I urge you to think about the possibility that there may be decisions taken in the future to incarcerate people for 12 months and to deport them in a context in which, later on, we will feel very ashamed of what we have done.
It's not appropriate to leave all of these decisions to a minister. It creates too much danger of this power being abused. I urge you to consider this possibility.
Merci.
:
Certainly I think the current statute, the current way in which we deal with group arrivals, is not inappropriate. In the statute it does say, to the extent there's some difficulty in doing identity checks and so on, people can be detained for short periods of time, but at least there's a guarantee that indeed a judge is there to make sure the process works well.
We should value this, and we should value this profoundly, because that's what constitutional law is all about. That's the protection we all have, that if indeed we are found to be detained, we're not at the mercy, like this bill presents, or completely at the mercy of the minister deciding, “Oh, yes, these are exceptional circumstances and I decide that you can leave”, even if he or she does the right thing.
I think there is a symbolic flaw here. There's a symbolic flaw because it does say to people that in Canada you're completely at the mercy of the minister deciding what happens to you. That's not what we're all about. We're a society based on the rule of law, not on discretionary exercises at the whim of a minister.
So to me, I react by looking at this and saying, “Will I want this to be part of Canadian law books?”. No. I think there are some dangers in terms of the way it transforms our constitutional law, let alone all the problems it may pose for the individuals who are affected. That's serious enough, but there certainly are some problems in the way in which our constitutional law will be transformed.
:
Regarding the mandatory detentions and designated groups, I think there was confusion created, because people coming from designated countries are not the same as people coming through irregular arrival, that is, through smuggling. So if someone didn't know the bill in detail they'd be confused and think that if somebody came from the United States, they would be subject to detention. That is not the case.
Mandatory detention has absolutely nothing to do with people coming from designated countries of origin. Mandatory detention refers to people who have been smuggled in. It's completely different. I just want to clarify that so there's no confusion that if somebody comes from Hungary, France, New Zealand, Australia, or Norway, they will be subject to mandatory detention. Those are designated safe countries or designated countries of origin.

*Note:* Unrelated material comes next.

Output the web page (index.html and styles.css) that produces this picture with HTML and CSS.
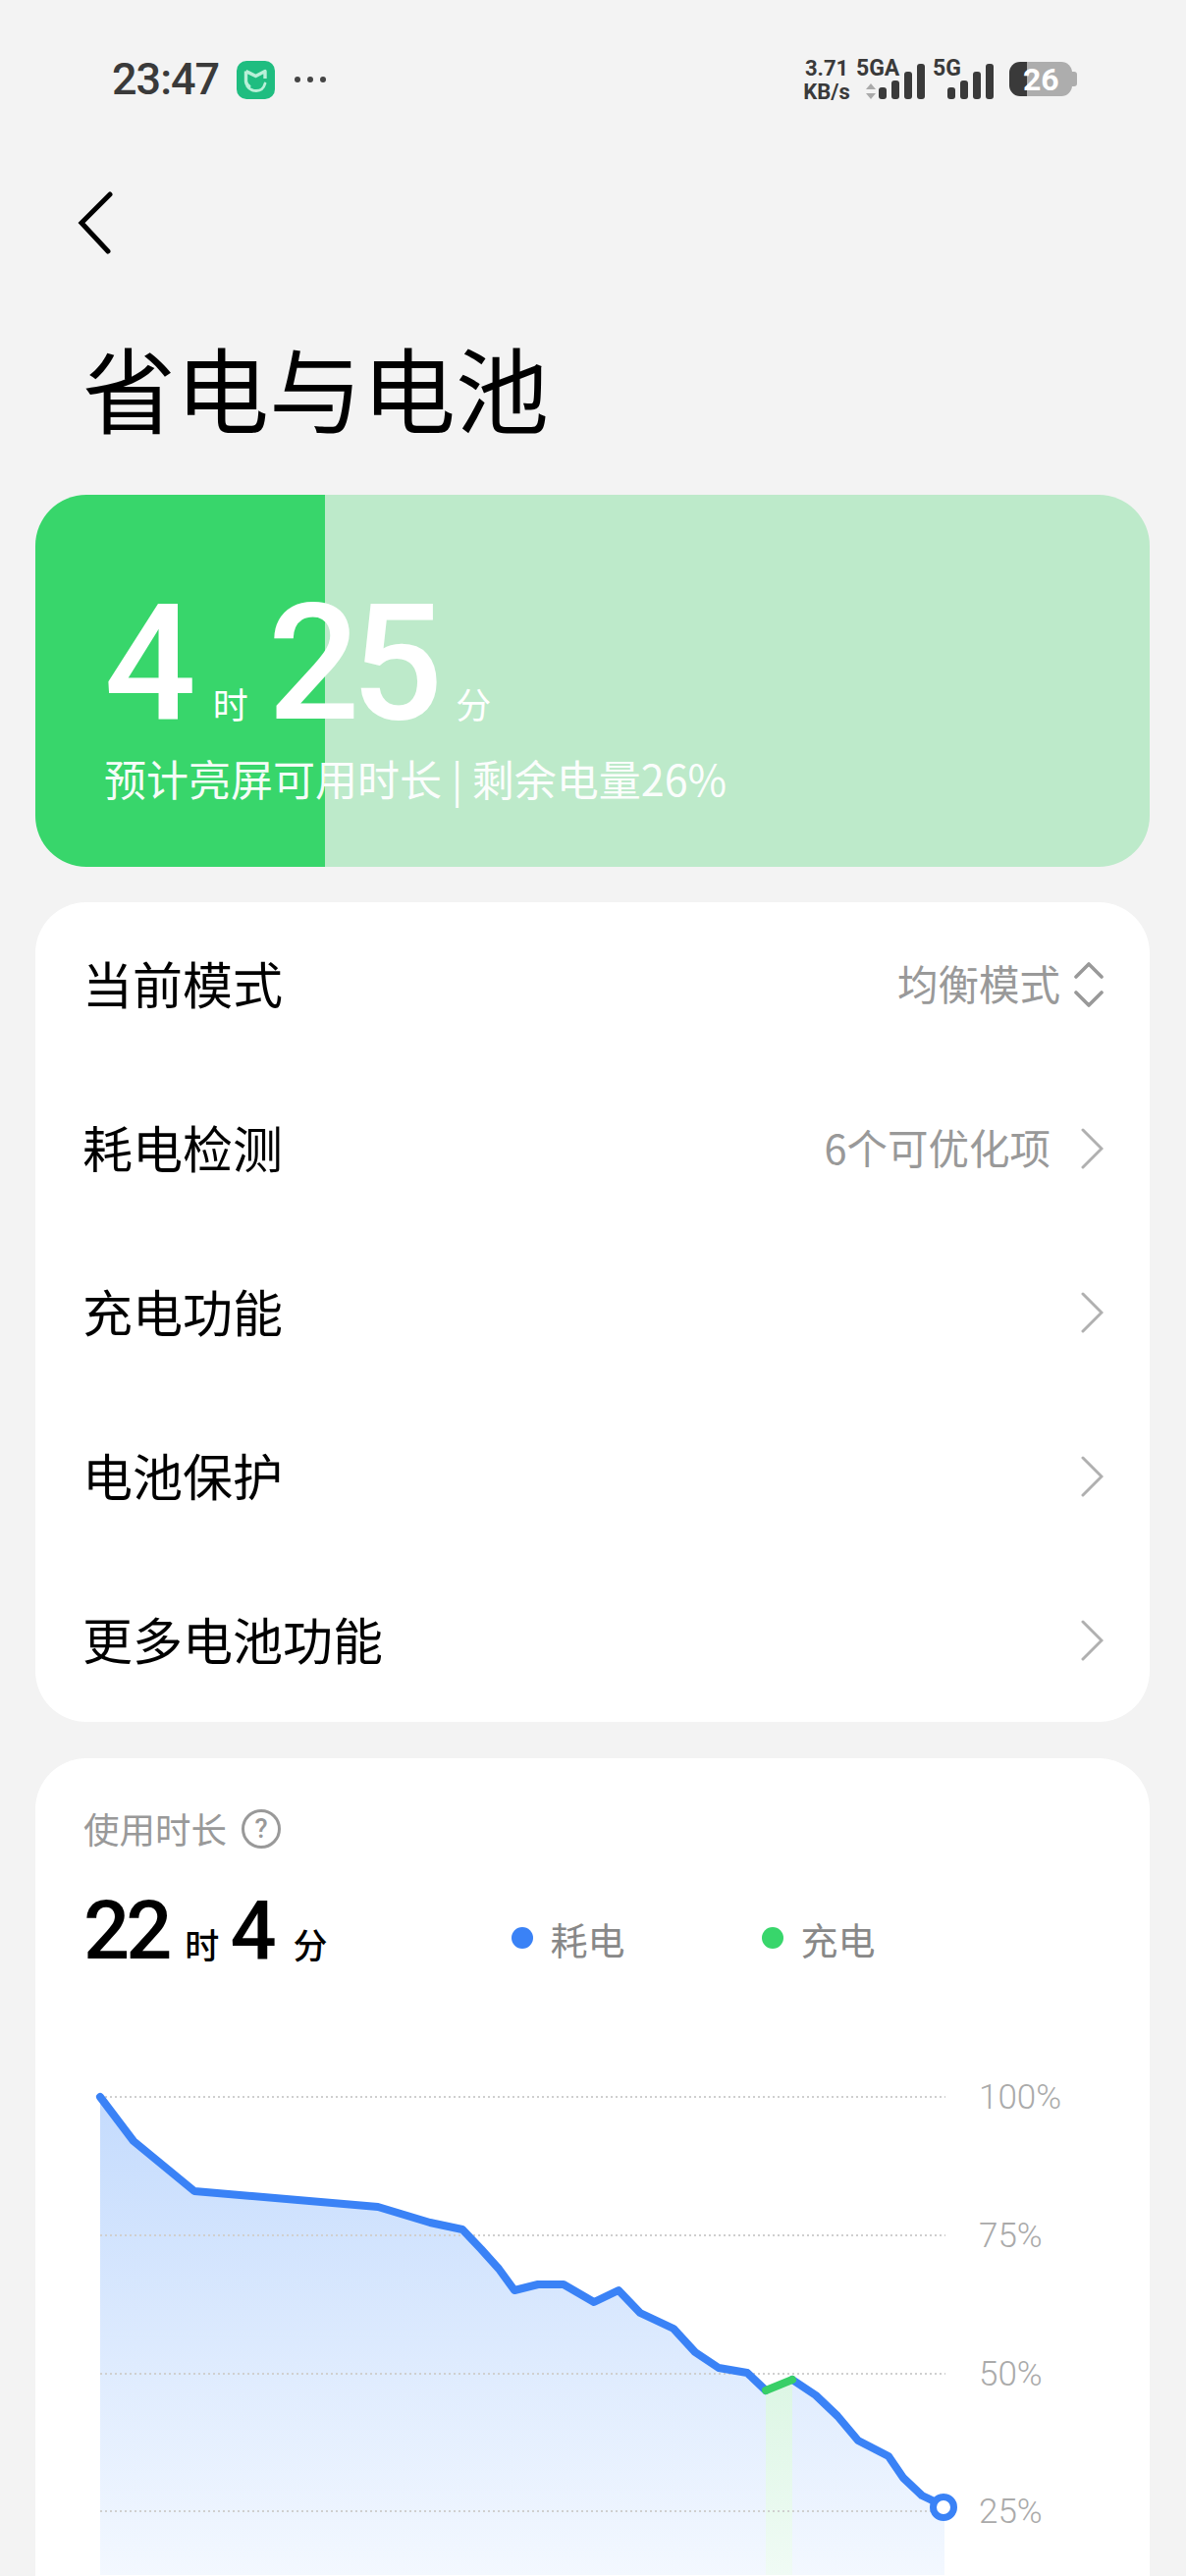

As for mandatory detention for one year, I don't see how that could even happen. He says he's going to accelerate the cases and they're supposed to be finished within a maximum of 216 days. So there won't even be a mandatory detention of 365 days. Unless I'm completely wrong, I don't believe what's in the bill means that every single person is going to be stuck in jail for one year. I think they'll probably be looking mostly at the smugglers themselves. If people do not destroy their documents upon arriving or en route, it will be easy for the board to determine whom the smugglers are and who are genuinely seeking claims. It doesn't help when everybody destroys their documents. I think that detention is perhaps necessary at that point, when you come without documents. How else are you going to find out who has arrived at your borders?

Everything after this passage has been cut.